In the corridor, alone with Ephraim and Manasseh, Joseph threw himself on the ground before God. He prayed for mercy. He asked for the Shekinah to enter and settle on his father. And then he turned to his sons and gave them instructions that the text preserves as one of his most significant teachings: Do not be content with your high station. Worldly honors are but for a time. Entreat God to be merciful and let the Shekinah descend upon my father, that he may bless you both.
This scene takes place entirely outside the Torah's frame. It happens in the space between verses, in a corridor in Egypt where the viceroy of the most powerful empire in the known world kneels on a floor and teaches his children that their rank means nothing in the presence of what matters. Ephraim and Manasseh were the grandsons of Pharaoh's priest of On. They had grown up at the center of Egyptian power. Joseph himself had given them that world. And now he was telling them to set it aside and beg.

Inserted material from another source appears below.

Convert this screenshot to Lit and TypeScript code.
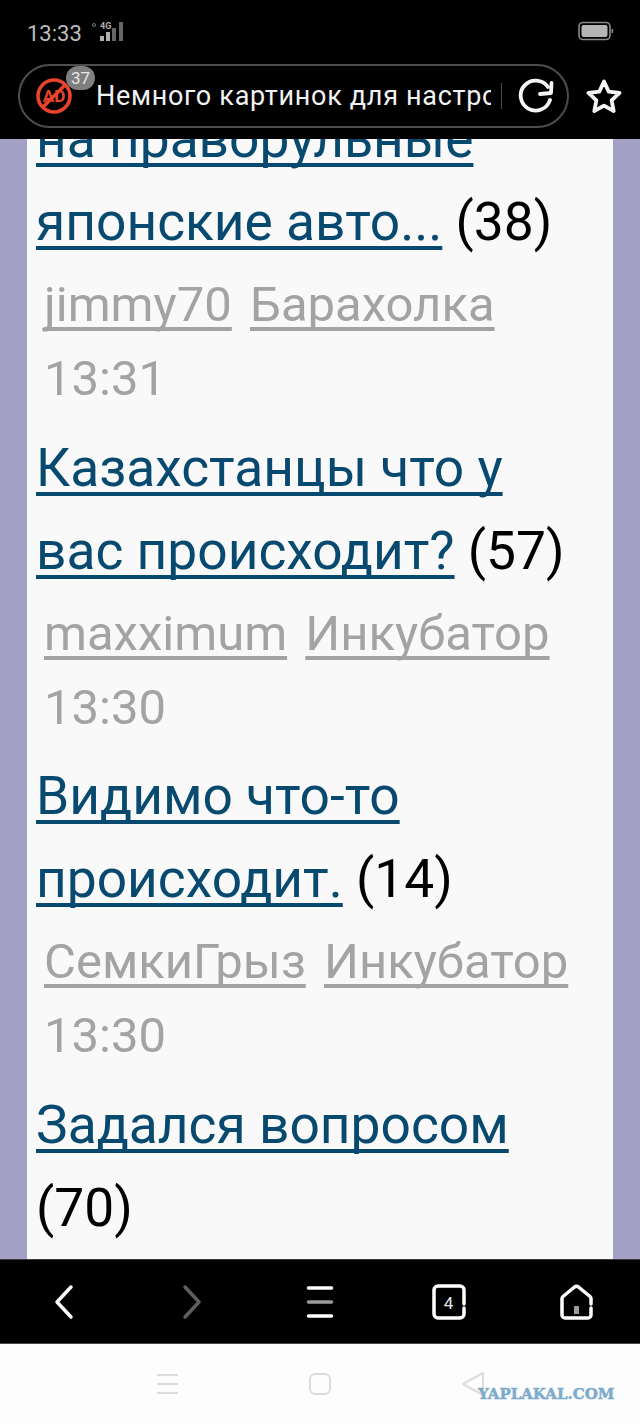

Then God spoke to the holy spirit: How long yet shall Joseph suffer? Reveal thyself quickly, and enter into Jacob, that he may be able to bestow blessings.
The phrase is remarkable. God acknowledges that Joseph has been suffering, not in Egypt, not in the pit, not in Potiphar's house, but here, in this moment, waiting outside a door for his father to be able to bless his children. The suffering of the corridor is a real suffering in the midrashic reading, the suffering of a man who has done everything right and now cannot do the one thing that matters because it is not in his power to do it.
And Jacob's prophecy came alive. His vision cleared. He crossed his hands deliberately, not in confusion but in knowledge. He saw not just the two boys before him but the whole future of the people flowing from them. He spoke with authority. The blessing that would echo through Jewish liturgy for three thousand years, the blessing parents still give their children on Sabbath eve, came out of a room that had been unlocked by a man kneeling on a floor in a corridor, teaching his sons that power requires you to know when to leave it behind.
The tradition captures something essential about the nature of blessing. It cannot be commanded or administered. It flows when the conditions are right. And the condition that was required here was not Jacob's wisdom or Ephraim and Manasseh's worthiness. It was Joseph's willingness to walk out of the room. The Shekinah entered the space Joseph had vacated. The most powerful man in Egypt had to empty himself before heaven could fill his father.
This moment belongs to a larger pattern in Joseph's life that the midrashic tradition recognized. He was the one who interpreted dreams but could not control them. He was the one who administered Egypt but could not save his father from the weakening of old age. At every stage, his power had a limit, and at every stage he bumped against that limit and had to choose between fighting it and accepting it. In the corridor outside Jacob's chamber, he accepted it. He stepped back. He bowed down. He sent his sons to their knees. And the Shekinah, which had been waiting for exactly that gesture, came in from the other side of the door and rested on the old man in the bed, and the blessings were given that would shape the twelve tribes for every generation that followed.